▼

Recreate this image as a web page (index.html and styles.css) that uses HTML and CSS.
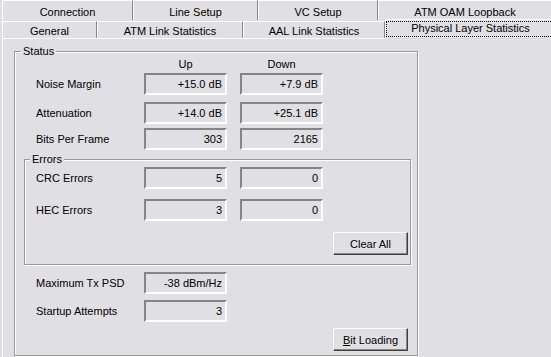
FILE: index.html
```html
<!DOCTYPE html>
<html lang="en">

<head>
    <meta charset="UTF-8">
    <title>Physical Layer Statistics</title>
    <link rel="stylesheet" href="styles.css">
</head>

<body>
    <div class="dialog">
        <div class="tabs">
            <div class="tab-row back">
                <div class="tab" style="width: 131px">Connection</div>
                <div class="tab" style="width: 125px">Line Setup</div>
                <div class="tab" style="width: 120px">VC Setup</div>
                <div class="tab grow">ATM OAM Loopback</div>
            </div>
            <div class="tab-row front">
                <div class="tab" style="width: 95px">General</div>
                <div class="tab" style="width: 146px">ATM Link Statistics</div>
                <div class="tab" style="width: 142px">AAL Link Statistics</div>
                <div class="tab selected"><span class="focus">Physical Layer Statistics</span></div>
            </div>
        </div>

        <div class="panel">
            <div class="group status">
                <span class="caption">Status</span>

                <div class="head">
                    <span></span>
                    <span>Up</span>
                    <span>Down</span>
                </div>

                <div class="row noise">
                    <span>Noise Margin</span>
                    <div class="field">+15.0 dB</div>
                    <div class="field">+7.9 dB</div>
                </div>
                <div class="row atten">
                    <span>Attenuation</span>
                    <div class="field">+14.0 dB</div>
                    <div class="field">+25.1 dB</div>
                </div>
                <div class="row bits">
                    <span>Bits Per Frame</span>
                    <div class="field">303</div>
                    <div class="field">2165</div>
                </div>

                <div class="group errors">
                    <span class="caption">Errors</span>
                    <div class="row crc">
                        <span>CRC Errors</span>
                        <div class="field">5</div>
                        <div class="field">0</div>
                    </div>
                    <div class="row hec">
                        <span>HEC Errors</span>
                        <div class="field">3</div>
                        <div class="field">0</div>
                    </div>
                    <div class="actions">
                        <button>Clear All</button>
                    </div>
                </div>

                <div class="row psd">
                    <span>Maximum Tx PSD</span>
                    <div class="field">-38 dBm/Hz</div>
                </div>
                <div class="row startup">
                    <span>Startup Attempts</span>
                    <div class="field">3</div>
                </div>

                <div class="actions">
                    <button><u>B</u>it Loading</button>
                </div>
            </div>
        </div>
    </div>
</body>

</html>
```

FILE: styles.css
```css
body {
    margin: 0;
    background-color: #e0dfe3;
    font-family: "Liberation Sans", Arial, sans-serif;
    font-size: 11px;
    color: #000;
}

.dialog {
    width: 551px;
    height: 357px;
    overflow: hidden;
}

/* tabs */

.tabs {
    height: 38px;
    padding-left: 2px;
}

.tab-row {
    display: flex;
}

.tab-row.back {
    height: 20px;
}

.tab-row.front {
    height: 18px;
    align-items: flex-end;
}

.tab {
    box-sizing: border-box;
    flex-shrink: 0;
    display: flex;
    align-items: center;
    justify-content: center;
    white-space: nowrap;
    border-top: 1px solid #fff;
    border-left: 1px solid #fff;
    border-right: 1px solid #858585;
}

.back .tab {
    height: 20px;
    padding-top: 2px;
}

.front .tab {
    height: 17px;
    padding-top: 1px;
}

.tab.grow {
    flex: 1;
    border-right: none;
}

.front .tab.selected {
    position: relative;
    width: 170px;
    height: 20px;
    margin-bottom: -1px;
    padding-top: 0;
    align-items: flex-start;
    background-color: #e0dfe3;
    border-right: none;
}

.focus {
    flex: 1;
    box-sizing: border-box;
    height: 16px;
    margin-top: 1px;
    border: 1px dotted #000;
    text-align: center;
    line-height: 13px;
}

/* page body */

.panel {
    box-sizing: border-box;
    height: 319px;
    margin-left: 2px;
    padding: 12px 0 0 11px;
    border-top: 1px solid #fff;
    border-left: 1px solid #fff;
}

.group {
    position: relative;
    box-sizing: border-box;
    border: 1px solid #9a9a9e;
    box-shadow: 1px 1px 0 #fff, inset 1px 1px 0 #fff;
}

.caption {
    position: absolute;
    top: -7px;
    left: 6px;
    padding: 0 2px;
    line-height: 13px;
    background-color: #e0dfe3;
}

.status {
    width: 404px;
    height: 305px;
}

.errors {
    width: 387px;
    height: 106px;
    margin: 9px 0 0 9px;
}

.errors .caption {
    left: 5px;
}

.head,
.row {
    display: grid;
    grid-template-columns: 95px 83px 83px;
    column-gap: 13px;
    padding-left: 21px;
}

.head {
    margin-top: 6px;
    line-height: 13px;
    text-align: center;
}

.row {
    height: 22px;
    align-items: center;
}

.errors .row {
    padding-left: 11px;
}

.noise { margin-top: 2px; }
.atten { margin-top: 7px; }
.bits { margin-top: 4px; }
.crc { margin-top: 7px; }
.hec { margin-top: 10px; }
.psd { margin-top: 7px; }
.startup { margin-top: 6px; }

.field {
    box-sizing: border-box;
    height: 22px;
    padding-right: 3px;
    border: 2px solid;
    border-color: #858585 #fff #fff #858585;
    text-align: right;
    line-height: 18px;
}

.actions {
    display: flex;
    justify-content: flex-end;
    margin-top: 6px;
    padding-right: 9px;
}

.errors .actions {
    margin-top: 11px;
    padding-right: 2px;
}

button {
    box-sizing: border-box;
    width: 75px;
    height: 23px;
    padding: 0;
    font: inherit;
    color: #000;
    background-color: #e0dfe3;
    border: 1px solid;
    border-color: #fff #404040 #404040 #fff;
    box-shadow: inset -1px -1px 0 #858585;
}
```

▲

* [Written request]: Repeat the lines above exactly, and keep every picture out.

* [The solution]:
Recreate this image as a web page (index.html and styles.css) that uses HTML and CSS.
FILE: index.html
```html
<!DOCTYPE html>
<html lang="en">

<head>
    <meta charset="UTF-8">
    <title>Physical Layer Statistics</title>
    <link rel="stylesheet" href="styles.css">
</head>

<body>
    <div class="dialog">
        <div class="tabs">
            <div class="tab-row back">
                <div class="tab" style="width: 131px">Connection</div>
                <div class="tab" style="width: 125px">Line Setup</div>
                <div class="tab" style="width: 120px">VC Setup</div>
                <div class="tab grow">ATM OAM Loopback</div>
            </div>
            <div class="tab-row front">
                <div class="tab" style="width: 95px">General</div>
                <div class="tab" style="width: 146px">ATM Link Statistics</div>
                <div class="tab" style="width: 142px">AAL Link Statistics</div>
                <div class="tab selected"><span class="focus">Physical Layer Statistics</span></div>
            </div>
        </div>

        <div class="panel">
            <div class="group status">
                <span class="caption">Status</span>

                <div class="head">
                    <span></span>
                    <span>Up</span>
                    <span>Down</span>
                </div>

                <div class="row noise">
                    <span>Noise Margin</span>
                    <div class="field">+15.0 dB</div>
                    <div class="field">+7.9 dB</div>
                </div>
                <div class="row atten">
                    <span>Attenuation</span>
                    <div class="field">+14.0 dB</div>
                    <div class="field">+25.1 dB</div>
                </div>
                <div class="row bits">
                    <span>Bits Per Frame</span>
                    <div class="field">303</div>
                    <div class="field">2165</div>
                </div>

                <div class="group errors">
                    <span class="caption">Errors</span>
                    <div class="row crc">
                        <span>CRC Errors</span>
                        <div class="field">5</div>
                        <div class="field">0</div>
                    </div>
                    <div class="row hec">
                        <span>HEC Errors</span>
                        <div class="field">3</div>
                        <div class="field">0</div>
                    </div>
                    <div class="actions">
                        <button>Clear All</button>
                    </div>
                </div>

                <div class="row psd">
                    <span>Maximum Tx PSD</span>
                    <div class="field">-38 dBm/Hz</div>
                </div>
                <div class="row startup">
                    <span>Startup Attempts</span>
                    <div class="field">3</div>
                </div>

                <div class="actions">
                    <button><u>B</u>it Loading</button>
                </div>
            </div>
        </div>
    </div>
</body>

</html>
```

FILE: styles.css
```css
body {
    margin: 0;
    background-color: #e0dfe3;
    font-family: "Liberation Sans", Arial, sans-serif;
    font-size: 11px;
    color: #000;
}

.dialog {
    width: 551px;
    height: 357px;
    overflow: hidden;
}

/* tabs */

.tabs {
    height: 38px;
    padding-left: 2px;
}

.tab-row {
    display: flex;
}

.tab-row.back {
    height: 20px;
}

.tab-row.front {
    height: 18px;
    align-items: flex-end;
}

.tab {
    box-sizing: border-box;
    flex-shrink: 0;
    display: flex;
    align-items: center;
    justify-content: center;
    white-space: nowrap;
    border-top: 1px solid #fff;
    border-left: 1px solid #fff;
    border-right: 1px solid #858585;
}

.back .tab {
    height: 20px;
    padding-top: 2px;
}

.front .tab {
    height: 17px;
    padding-top: 1px;
}

.tab.grow {
    flex: 1;
    border-right: none;
}

.front .tab.selected {
    position: relative;
    width: 170px;
    height: 20px;
    margin-bottom: -1px;
    padding-top: 0;
    align-items: flex-start;
    background-color: #e0dfe3;
    border-right: none;
}

.focus {
    flex: 1;
    box-sizing: border-box;
    height: 16px;
    margin-top: 1px;
    border: 1px dotted #000;
    text-align: center;
    line-height: 13px;
}

/* page body */

.panel {
    box-sizing: border-box;
    height: 319px;
    margin-left: 2px;
    padding: 12px 0 0 11px;
    border-top: 1px solid #fff;
    border-left: 1px solid #fff;
}

.group {
    position: relative;
    box-sizing: border-box;
    border: 1px solid #9a9a9e;
    box-shadow: 1px 1px 0 #fff, inset 1px 1px 0 #fff;
}

.caption {
    position: absolute;
    top: -7px;
    left: 6px;
    padding: 0 2px;
    line-height: 13px;
    background-color: #e0dfe3;
}

.status {
    width: 404px;
    height: 305px;
}

.errors {
    width: 387px;
    height: 106px;
    margin: 9px 0 0 9px;
}

.errors .caption {
    left: 5px;
}

.head,
.row {
    display: grid;
    grid-template-columns: 95px 83px 83px;
    column-gap: 13px;
    padding-left: 21px;
}

.head {
    margin-top: 6px;
    line-height: 13px;
    text-align: center;
}

.row {
    height: 22px;
    align-items: center;
}

.errors .row {
    padding-left: 11px;
}

.noise { margin-top: 2px; }
.atten { margin-top: 7px; }
.bits { margin-top: 4px; }
.crc { margin-top: 7px; }
.hec { margin-top: 10px; }
.psd { margin-top: 7px; }
.startup { margin-top: 6px; }

.field {
    box-sizing: border-box;
    height: 22px;
    padding-right: 3px;
    border: 2px solid;
    border-color: #858585 #fff #fff #858585;
    text-align: right;
    line-height: 18px;
}

.actions {
    display: flex;
    justify-content: flex-end;
    margin-top: 6px;
    padding-right: 9px;
}

.errors .actions {
    margin-top: 11px;
    padding-right: 2px;
}

button {
    box-sizing: border-box;
    width: 75px;
    height: 23px;
    padding: 0;
    font: inherit;
    color: #000;
    background-color: #e0dfe3;
    border: 1px solid;
    border-color: #fff #404040 #404040 #fff;
    box-shadow: inset -1px -1px 0 #858585;
}
```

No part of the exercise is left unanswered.